I Love Lucy: The Complete Series
In October 1951, Lucille Ball and Desi Arnaz debuted the first episode of what was to become one of the best-loved and most watched TV shows of all time. Zany redhead Lucy and her Cuban bandleader husband Ricky Ricardo, along with their neighbors and comic foils Ethel and Fred Mertz (Vivian Vance and William Frawley), got into the most hilarious predicaments ever imaginable. Overflowing with notable guest stars and escapades that never lose their entertainment value, it’s no wonder why everyone still loves Lucy. This must-own collection contains all the classic episodes from the six seasons of “I Love Lucy” (1951-1957) plus the iconic remastered “The Lucy-Desi Comedy Hour “(1957-1960), and a newly colorized and never-before-released “Lucy and the Loving Cup” episode.
For more about I Love Lucy: The Complete Series and the I Love Lucy: The Complete Series Blu-ray release, see I Love Lucy: The Complete Series Blu-ray Review published by Martin Liebman on January 18, 2025 where this Blu-ray release scored 4.0 out of 5.
I Love Lucy: The Complete Series Blu-ray, Video Quality
CBS/Paramount brings I Love Lucy (as well as The Lucy-Desi Show) to Blu-ray with a collection of 1080p transfers that are not dissimilar from the quality found on the seasons one and two issues (click here for a season one review and here for a season two review). Throughout, the image does maintain the original 4×3 aspect ratio (placing vertical “black bars” on the 1.78:1 HD display) and is, of course, presented in black-and-white. The image ranges from solid to serviceable to suffering. First a few words on the black and white scale. Overall, viewers will find good contrast to the black and white elements, including healthy blacks and nicely balanced whites, the former never appearing crushed and the latter, while not dazzling, never pushing overtly creamy, either, though favoring a creamier appearance to crisp white to be sure.
Like seasons one and two before them, the remaining seasons struggle too really look the part of a shot on film classic that should be beautifully grainy and naturally sharp.
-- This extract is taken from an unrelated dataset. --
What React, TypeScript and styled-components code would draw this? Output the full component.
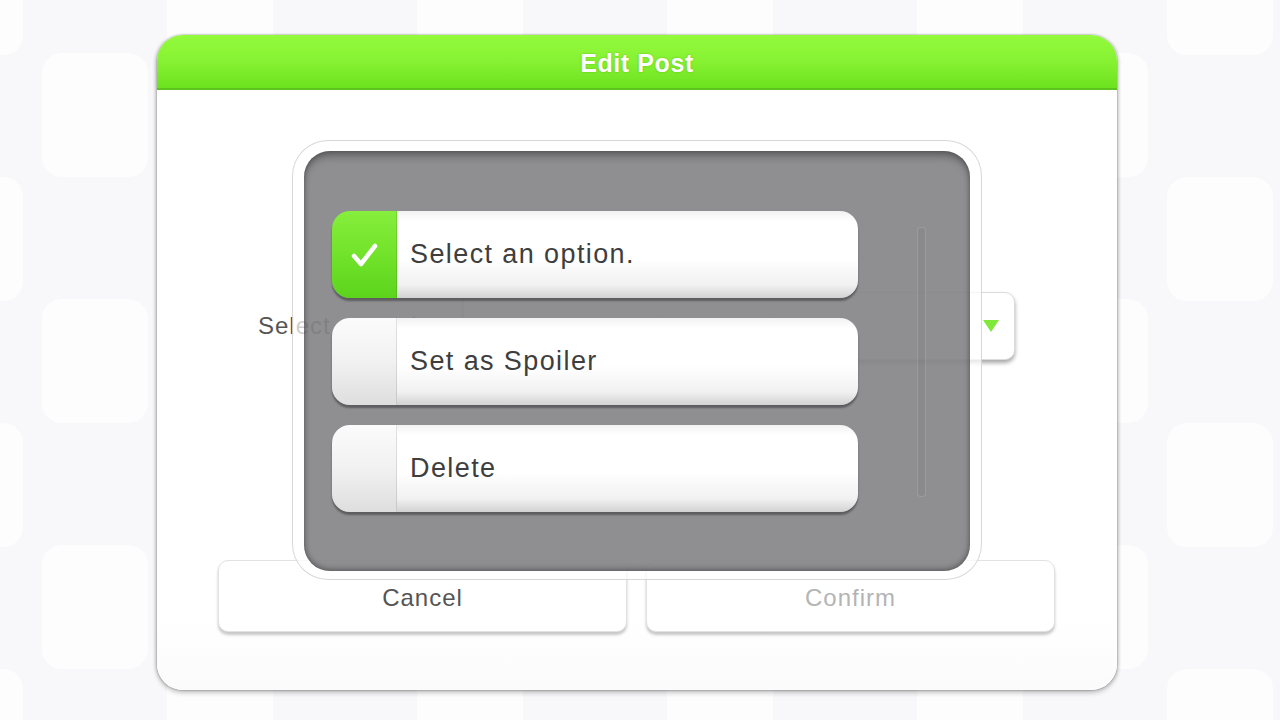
import React from 'react';
import styled, { createGlobalStyle } from 'styled-components';

const GlobalStyle = createGlobalStyle`
  html, body {
    margin: 0;
    padding: 0;
    background: #f8f7f9;
  }
  body {
    font-family: "Liberation Sans", Arial, sans-serif;
  }
`;

const Page = styled.div`
  position: relative;
  width: 1280px;
  height: 720px;
  padding: 35px 0 0 157px;
  box-sizing: border-box;
  overflow: hidden;
  background: #f8f7f9;
`;

const Backdrop = styled.svg`
  position: absolute;
  inset: 0;
  z-index: 0;
`;

const Dialog = styled.div`
  position: relative;
  z-index: 1;
  display: flex;
  flex-direction: column;
  width: 960px;
  height: 655px;
  background: #ffffff;
  border-radius: 26px;
  box-shadow: 0 0 0 1px rgba(0, 0, 0, 0.07), -2px 0 3px rgba(0, 0, 0, 0.12),
    2px 0 3px rgba(0, 0, 0, 0.12), 0 3px 5px rgba(0, 0, 0, 0.22);
`;

const Header = styled.div`
  display: flex;
  align-items: center;
  justify-content: center;
  height: 55px;
  padding-top: 3px;
  box-sizing: border-box;
  border-radius: 26px 26px 0 0;
  background: linear-gradient(#93fa3c 0%, #86f232 50%, #6ce21e 100%);
  border-bottom: 2px solid #5cc41c;
`;

const Title = styled.h1`
  margin: 0;
  font-size: 25px;
  font-weight: bold;
  letter-spacing: 0.6px;
  color: #ffffff;
  text-shadow: 0 0 2px rgba(60, 140, 10, 0.5);
`;

const Body = styled.div`
  flex: 1;
  display: flex;
  flex-direction: column;
  padding: 202px 62px 58px 61px;
  background: linear-gradient(#ffffff 88%, #fbfbfb 100%);
  border-radius: 0 0 26px 26px;
`;

const FormRow = styled.div`
  display: flex;
  align-items: center;
  height: 68px;
  padding: 0 40px;
`;

const FieldLabel = styled.div`
  flex: 1;
  font-size: 24px;
  letter-spacing: 1px;
  color: #555555;
`;

const SelectBox = styled.div`
  position: relative;
  display: flex;
  align-items: center;
  width: 552px;
  height: 68px;
  box-sizing: border-box;
  padding: 0 14px 0 162px;
  background: #ffffff;
  border: 1px solid #dcdcdc;
  border-radius: 4px 10px 10px 4px;
  box-shadow: 0 3px 4px rgba(0, 0, 0, 0.35);
`;

const SelectText = styled.span`
  flex: 1;
  font-size: 22px;
  letter-spacing: 1px;
  color: #c4c4c4;
`;

const Caret = styled.svg`
  width: 18px;
  height: 14px;
`;

const ButtonRow = styled.div`
  display: flex;
  gap: 19px;
  margin-top: auto;
`;

const ActionButton = styled.button<{ $disabled?: boolean }>`
  flex: 1;
  height: 72px;
  border: 1px solid #e2e2e2;
  border-radius: 10px;
  background: #ffffff;
  box-shadow: 0 3px 3px rgba(0, 0, 0, 0.22);
  font-family: "Liberation Sans", Arial, sans-serif;
  font-size: 24px;
  letter-spacing: 1px;
  color: ${(p) => (p.$disabled ? '#b4b4b4' : '#555555')};
  padding: 3px 0 0;
`;

const Popup = styled.div`
  position: absolute;
  left: 135px;
  top: 105px;
  width: 690px;
  height: 440px;
  box-sizing: border-box;
  padding: 10px 11px 8px 11px;
  border-radius: 36px;
  border: 1px solid rgba(190, 190, 190, 0.6);
  background: rgba(255, 255, 255, 0.72);
  z-index: 2;
`;

const PopupPanel = styled.div`
  display: flex;
  align-items: flex-start;
  gap: 59px;
  height: 100%;
  box-sizing: border-box;
  padding: 60px 0 0 28px;
  border-radius: 26px;
  background: rgba(96, 94, 98, 0.7);
  box-shadow: inset 0 9px 10px -5px rgba(0, 0, 0, 0.4),
    inset 0 -5px 6px -3px rgba(0, 0, 0, 0.3), inset 4px 0 6px -4px rgba(0, 0, 0, 0.3),
    inset -4px 0 6px -4px rgba(0, 0, 0, 0.3);
`;

const OptionList = styled.div`
  display: flex;
  flex-direction: column;
  gap: 20px;
`;

const Option = styled.div`
  display: flex;
  width: 526px;
  height: 87px;
  border-radius: 18px;
  overflow: hidden;
  box-shadow: 0 3px 2px rgba(0, 0, 0, 0.35);
`;

const OptionMark = styled.div<{ $checked?: boolean }>`
  display: flex;
  align-items: center;
  justify-content: center;
  width: 64px;
  border-right: 1px solid rgba(0, 0, 0, 0.1);
  background: ${(p) =>
    p.$checked
      ? 'linear-gradient(#86ee3c 0%, #74e42c 45%, #5cd41c 100%)'
      : 'linear-gradient(#fbfbfb 0%, #f1f1f1 50%, #dedede 100%)'};
`;

const OptionLabel = styled.div`
  flex: 1;
  display: flex;
  align-items: center;
  padding: 0 0 0 13px;
  font-size: 27px;
  letter-spacing: 1.4px;
  color: #3e3e3e;
  background: linear-gradient(#f2f2f2 0%, #ffffff 12%, #ffffff 55%, #f1f1f1 85%, #d2d2d2 100%);
`;

const ScrollTrack = styled.div`
  width: 7px;
  height: 268px;
  margin-top: 16px;
  border-radius: 4px;
  border: 1px solid rgba(255, 255, 255, 0.14);
  background: rgba(0, 0, 0, 0.03);
`;

const Check = () => (
  <svg width="28" height="26" viewBox="0 0 28 26">
    <path
      d="M4 14 L11 22 L25 4"
      fill="none"
      stroke="#ffffff"
      strokeWidth="4.5"
      strokeLinecap="round"
      strokeLinejoin="round"
    />
  </svg>
);

const options = [
  { label: 'Select an option.', checked: true },
  { label: 'Set as Spoiler', checked: false },
  { label: 'Delete', checked: false },
];

const App = () => (
  <Page>
    <GlobalStyle />
    <Backdrop width="1280" height="720">
      <defs>
        <pattern id="tiles" width="250" height="246" patternUnits="userSpaceOnUse" x="-83" y="-69">
          <rect x="125" y="122" width="106" height="124" rx="20" fill="#fdfdfe" />
          <rect x="0" y="0" width="106" height="124" rx="20" fill="#fdfdfe" />
        </pattern>
      </defs>
      <rect width="1280" height="720" fill="url(#tiles)" />
    </Backdrop>
    <Dialog>
      <Header>
        <Title>Edit Post</Title>
      </Header>
      <Body>
        <FormRow>
          <FieldLabel>Select an option</FieldLabel>
          <SelectBox>
            <SelectText>Select an option</SelectText>
            <Caret viewBox="0 0 18 14">
              <path d="M1 1 L17 1 L9 13 Z" fill="#7fe83a" />
            </Caret>
          </SelectBox>
        </FormRow>
        <ButtonRow>
          <ActionButton>Cancel</ActionButton>
          <ActionButton $disabled>Confirm</ActionButton>
        </ButtonRow>
      </Body>
      <Popup>
        <PopupPanel>
          <OptionList>
            {options.map((o) => (
              <Option key={o.label}>
                <OptionMark $checked={o.checked}>{o.checked && <Check />}</OptionMark>
                <OptionLabel>{o.label}</OptionLabel>
              </Option>
            ))}
          </OptionList>
          <ScrollTrack />
        </PopupPanel>
      </Popup>
    </Dialog>
  </Page>
);

export default App;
Instead, the best the show can muster is “decent.” It shifts around quite a bit from looking borderline faithful for clarity and grain to frequently appearing fairly inorganic, with dense, snowy grain and good-not-great detailing. For the most part it looks good, but it never looks great. It flirts with great very intermittently, but for the most part it’s clear some serious work is needed. Season five, however, sees a dramatic dip in quality. It looks smoothed over, soft, far less sharp than the previous season, and even the snowy grain seems reduced to leave the image looks flat and bland. It’s a fairly frustrating experience, on the whole. If one is watching from, say, ten feet back on a 75″ screen it’s going to look OK, but cut that distance in half and the warts really start to stand out.
There is little bit of aliasing on clothing with challenging patterns (look at Ethel’s top in the season four episode “Ethel’s Birthday” around the 4-minute mark or so). Aliasing, some jagged edges here and there, and various examples of light speckles and pops are in evidence throughout the series run. This could stand to look a whole lot better, but it it doesn’t look band enough to do more than through up a caution flag.
Paramount brings I Love Lucy: The Complete Series to Blu-ray with two soundtracks (LPCM 2.0 tracks for the first two seasons and DTS-HD Master Audio 2.0 lossless soundtracks with the later seasons; please click here for a season one review and here for a season two review). The DTS-HD Master Audio 2.0 soundtracks which accompany the later seasons are straightforward and unremarkable. They are effective at the base level, conveying the show’s audio requirements with necessary clarity but not much more. Generally speaking, everything is just bunched up in the middle area: music, dialogue, crowd laughter, all the key sonic ingredients at play in any given episode. These are presented with adequate clarity. Certainly the opening title music sounds a little compact and muddy, but music can and does open up a little more to superior definition and fidelity in spots. Laughter is neither wonderfully defined nor poorly defined, and the center placement doesn’t really allow it to be set apart form everything else. Dialogue is clear and centers nicely in the absence of a dedicated center speaker.